§ **Requirement**
Tally the lines below that contain "this". The number is the whole answer.

§ **Exercise material**
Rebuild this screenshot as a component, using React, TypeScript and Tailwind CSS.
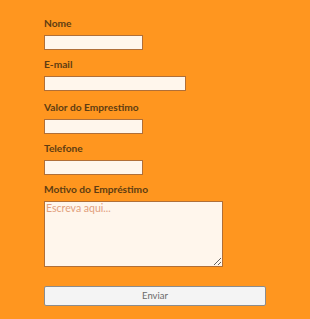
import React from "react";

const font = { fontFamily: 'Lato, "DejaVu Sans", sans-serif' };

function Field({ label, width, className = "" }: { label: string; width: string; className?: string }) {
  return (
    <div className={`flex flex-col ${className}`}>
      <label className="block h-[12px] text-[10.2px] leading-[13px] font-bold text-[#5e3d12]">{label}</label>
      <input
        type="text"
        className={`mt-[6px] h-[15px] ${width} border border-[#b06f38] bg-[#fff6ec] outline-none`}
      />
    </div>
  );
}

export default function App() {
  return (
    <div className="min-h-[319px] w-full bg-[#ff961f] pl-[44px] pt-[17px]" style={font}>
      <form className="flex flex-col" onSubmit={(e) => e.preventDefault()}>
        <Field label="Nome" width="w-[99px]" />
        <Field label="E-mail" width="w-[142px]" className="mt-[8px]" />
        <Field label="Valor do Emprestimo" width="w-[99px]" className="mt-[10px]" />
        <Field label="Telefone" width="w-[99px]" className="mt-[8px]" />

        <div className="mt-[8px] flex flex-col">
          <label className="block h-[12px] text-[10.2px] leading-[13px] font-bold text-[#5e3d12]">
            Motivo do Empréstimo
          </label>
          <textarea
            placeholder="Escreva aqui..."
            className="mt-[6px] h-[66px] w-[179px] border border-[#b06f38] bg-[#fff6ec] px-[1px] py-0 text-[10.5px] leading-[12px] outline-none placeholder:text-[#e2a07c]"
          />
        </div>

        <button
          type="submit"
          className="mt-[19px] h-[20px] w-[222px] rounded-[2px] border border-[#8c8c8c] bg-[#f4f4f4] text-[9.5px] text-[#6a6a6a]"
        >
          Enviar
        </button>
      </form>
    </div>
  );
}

* * *

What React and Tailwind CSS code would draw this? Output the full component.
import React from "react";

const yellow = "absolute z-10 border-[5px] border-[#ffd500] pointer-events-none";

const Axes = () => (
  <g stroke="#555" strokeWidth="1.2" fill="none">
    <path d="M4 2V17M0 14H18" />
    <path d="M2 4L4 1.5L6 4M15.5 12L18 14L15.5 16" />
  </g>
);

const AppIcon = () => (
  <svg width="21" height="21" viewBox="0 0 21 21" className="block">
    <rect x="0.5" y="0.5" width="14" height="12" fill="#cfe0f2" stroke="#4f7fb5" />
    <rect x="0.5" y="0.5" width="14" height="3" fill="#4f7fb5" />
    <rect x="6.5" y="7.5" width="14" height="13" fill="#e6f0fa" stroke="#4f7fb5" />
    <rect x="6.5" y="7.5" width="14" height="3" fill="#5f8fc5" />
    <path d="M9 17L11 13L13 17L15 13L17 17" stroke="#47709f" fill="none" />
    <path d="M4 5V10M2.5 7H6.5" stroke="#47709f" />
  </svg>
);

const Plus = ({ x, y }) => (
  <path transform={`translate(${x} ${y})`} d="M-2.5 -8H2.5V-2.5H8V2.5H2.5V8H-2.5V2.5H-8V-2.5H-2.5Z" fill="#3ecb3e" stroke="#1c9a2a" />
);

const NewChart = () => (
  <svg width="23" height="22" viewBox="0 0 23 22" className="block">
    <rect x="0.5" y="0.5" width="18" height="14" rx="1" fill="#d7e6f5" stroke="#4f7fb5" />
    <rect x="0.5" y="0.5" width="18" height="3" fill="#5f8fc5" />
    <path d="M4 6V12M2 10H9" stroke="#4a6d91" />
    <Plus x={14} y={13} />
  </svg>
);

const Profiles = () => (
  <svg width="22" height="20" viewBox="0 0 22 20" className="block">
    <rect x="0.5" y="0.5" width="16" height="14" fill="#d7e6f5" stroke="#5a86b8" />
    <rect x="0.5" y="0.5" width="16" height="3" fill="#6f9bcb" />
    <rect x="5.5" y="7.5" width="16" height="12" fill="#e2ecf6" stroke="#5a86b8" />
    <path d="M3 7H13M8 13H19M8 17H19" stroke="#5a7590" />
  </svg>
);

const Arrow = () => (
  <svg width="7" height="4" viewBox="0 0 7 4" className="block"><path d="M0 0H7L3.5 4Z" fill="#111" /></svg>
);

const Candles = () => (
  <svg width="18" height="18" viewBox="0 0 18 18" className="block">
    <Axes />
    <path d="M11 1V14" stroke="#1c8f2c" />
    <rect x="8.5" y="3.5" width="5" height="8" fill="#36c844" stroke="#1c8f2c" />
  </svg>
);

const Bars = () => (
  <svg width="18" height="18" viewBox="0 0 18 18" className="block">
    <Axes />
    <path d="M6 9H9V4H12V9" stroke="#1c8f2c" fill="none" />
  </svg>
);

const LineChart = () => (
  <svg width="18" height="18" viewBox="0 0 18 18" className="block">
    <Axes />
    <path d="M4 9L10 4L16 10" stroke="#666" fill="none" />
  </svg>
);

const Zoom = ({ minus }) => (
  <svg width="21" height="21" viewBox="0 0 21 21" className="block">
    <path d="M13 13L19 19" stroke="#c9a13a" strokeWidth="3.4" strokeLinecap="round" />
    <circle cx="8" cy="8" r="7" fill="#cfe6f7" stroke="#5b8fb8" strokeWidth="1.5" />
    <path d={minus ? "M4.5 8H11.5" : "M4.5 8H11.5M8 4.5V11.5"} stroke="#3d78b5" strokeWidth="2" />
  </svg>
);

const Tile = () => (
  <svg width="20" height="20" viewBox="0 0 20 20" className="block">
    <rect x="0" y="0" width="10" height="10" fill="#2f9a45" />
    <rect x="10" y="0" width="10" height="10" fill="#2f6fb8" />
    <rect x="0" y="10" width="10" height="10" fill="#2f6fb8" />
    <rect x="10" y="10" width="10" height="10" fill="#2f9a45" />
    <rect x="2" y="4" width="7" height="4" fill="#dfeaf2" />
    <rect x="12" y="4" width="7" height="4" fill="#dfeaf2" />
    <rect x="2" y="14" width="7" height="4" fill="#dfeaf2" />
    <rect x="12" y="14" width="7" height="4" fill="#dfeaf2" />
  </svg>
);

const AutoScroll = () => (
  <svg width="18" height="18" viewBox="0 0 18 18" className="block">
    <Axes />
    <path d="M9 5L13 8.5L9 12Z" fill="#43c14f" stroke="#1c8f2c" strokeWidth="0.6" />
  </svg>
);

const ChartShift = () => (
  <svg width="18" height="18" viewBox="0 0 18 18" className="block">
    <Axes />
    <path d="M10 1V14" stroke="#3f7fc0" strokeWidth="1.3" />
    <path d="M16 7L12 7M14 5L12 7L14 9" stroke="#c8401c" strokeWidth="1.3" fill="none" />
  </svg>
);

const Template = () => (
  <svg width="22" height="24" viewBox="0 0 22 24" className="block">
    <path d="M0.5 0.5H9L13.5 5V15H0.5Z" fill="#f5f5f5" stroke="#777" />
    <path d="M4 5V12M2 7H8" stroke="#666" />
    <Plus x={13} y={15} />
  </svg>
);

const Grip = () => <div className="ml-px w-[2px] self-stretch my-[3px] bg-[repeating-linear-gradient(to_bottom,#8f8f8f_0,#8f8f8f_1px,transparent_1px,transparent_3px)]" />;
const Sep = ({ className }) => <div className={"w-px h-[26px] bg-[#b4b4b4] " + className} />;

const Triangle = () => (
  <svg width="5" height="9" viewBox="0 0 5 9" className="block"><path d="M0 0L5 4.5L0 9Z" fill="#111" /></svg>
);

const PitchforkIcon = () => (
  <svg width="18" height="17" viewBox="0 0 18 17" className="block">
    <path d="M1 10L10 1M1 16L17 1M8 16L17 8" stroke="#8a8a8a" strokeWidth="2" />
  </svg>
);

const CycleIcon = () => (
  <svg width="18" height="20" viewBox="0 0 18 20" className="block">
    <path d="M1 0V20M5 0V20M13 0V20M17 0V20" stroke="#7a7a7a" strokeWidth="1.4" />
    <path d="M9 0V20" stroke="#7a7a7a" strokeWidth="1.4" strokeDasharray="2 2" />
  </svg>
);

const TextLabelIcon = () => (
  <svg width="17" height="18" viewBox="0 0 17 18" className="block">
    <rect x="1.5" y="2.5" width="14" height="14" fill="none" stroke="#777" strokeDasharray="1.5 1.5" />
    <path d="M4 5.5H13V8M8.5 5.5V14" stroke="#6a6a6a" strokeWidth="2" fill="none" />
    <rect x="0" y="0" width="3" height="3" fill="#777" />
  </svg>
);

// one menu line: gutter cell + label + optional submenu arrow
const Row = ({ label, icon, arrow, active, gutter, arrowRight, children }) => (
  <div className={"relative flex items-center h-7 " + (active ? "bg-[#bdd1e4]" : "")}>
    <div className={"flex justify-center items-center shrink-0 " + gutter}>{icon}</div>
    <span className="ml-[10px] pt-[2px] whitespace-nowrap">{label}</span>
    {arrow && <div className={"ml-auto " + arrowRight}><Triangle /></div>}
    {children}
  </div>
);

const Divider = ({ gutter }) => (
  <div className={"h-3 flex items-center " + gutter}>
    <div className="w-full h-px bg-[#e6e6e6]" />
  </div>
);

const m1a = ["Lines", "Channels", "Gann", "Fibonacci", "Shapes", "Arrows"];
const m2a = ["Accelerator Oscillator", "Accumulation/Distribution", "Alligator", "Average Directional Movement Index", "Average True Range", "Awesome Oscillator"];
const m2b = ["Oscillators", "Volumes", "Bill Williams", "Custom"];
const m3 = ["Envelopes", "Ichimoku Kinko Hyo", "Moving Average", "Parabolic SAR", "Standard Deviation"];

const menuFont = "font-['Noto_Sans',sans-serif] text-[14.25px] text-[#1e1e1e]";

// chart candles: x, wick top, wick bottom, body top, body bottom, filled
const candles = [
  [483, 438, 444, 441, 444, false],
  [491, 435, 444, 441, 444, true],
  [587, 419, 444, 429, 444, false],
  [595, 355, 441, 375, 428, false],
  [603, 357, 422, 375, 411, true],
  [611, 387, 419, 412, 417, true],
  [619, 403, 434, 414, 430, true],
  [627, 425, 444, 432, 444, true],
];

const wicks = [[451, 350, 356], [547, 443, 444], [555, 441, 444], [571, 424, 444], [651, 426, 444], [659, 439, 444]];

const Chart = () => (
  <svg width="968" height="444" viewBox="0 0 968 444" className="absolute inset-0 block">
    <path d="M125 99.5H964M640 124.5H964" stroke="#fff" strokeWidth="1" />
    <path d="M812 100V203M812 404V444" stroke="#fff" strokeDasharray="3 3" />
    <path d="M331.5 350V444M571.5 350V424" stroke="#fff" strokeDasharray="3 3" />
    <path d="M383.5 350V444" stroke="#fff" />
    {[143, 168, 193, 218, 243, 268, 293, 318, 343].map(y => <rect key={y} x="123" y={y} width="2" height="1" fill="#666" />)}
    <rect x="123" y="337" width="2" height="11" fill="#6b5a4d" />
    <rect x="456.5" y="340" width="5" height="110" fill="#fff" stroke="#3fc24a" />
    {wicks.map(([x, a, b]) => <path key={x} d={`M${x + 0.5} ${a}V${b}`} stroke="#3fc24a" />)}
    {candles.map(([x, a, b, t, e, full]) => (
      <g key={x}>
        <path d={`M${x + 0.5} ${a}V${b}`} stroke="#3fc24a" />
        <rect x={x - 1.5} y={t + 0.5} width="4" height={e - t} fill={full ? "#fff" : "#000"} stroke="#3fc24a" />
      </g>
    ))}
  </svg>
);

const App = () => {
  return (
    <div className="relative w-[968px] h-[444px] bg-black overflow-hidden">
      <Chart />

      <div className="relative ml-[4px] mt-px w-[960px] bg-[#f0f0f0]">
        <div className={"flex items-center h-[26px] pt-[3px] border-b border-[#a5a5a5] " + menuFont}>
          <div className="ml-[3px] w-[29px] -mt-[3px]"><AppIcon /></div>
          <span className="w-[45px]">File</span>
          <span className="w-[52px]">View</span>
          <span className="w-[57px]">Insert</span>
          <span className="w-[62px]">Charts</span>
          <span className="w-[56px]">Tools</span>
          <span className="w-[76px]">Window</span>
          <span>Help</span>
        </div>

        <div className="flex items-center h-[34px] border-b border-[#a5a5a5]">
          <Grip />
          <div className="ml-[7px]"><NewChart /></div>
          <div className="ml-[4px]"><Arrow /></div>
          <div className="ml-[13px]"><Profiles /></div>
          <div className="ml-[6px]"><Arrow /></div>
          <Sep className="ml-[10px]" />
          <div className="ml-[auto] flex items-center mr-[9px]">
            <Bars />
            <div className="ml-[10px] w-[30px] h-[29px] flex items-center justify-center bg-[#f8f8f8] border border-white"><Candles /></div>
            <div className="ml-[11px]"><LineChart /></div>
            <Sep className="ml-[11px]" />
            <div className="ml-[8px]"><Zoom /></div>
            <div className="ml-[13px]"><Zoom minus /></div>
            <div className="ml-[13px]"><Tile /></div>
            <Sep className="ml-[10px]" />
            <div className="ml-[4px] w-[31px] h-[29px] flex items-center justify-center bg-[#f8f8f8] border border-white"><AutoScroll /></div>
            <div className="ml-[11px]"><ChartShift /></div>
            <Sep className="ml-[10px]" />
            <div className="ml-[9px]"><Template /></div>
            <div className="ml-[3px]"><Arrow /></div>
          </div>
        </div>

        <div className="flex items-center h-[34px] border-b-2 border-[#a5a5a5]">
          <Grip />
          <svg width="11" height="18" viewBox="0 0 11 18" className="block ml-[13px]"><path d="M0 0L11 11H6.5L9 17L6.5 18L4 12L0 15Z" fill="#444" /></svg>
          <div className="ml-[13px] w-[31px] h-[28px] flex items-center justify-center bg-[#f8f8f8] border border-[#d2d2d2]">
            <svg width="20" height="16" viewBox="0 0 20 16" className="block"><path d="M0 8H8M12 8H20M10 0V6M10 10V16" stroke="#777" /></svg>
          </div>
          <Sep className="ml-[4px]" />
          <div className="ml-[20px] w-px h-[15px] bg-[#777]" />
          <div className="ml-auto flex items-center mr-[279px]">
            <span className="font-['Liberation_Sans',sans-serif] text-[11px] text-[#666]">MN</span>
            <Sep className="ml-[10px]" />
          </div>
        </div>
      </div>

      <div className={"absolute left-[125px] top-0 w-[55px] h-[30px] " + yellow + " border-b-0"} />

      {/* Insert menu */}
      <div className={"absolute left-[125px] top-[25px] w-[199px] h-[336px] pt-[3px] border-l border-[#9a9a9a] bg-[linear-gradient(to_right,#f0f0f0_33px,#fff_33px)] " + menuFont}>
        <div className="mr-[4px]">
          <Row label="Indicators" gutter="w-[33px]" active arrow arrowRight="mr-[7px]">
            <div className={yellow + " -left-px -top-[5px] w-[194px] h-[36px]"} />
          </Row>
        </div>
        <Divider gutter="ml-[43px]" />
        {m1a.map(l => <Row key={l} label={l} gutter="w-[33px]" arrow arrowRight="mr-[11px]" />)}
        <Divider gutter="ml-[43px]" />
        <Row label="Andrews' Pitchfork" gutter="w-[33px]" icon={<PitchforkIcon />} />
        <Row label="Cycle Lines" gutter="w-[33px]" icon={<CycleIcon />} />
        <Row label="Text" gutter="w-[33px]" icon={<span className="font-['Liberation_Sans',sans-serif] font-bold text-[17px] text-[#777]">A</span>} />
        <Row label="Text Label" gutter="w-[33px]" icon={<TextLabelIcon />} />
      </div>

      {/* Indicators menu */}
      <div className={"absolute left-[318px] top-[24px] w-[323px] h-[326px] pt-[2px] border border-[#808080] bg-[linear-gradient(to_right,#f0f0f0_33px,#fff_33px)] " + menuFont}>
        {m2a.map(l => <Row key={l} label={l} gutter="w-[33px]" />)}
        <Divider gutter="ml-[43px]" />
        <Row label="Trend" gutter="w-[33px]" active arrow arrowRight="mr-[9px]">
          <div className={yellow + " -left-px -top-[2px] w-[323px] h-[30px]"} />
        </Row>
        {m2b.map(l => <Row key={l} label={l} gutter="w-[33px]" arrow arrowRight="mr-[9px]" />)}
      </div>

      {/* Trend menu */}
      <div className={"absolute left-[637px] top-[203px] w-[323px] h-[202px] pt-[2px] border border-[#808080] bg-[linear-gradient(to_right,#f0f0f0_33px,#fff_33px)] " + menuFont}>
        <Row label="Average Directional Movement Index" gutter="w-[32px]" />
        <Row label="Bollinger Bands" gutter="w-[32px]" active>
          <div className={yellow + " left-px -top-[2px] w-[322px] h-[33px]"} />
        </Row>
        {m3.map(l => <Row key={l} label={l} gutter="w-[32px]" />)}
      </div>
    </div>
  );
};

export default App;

§ **Answer to the task**
2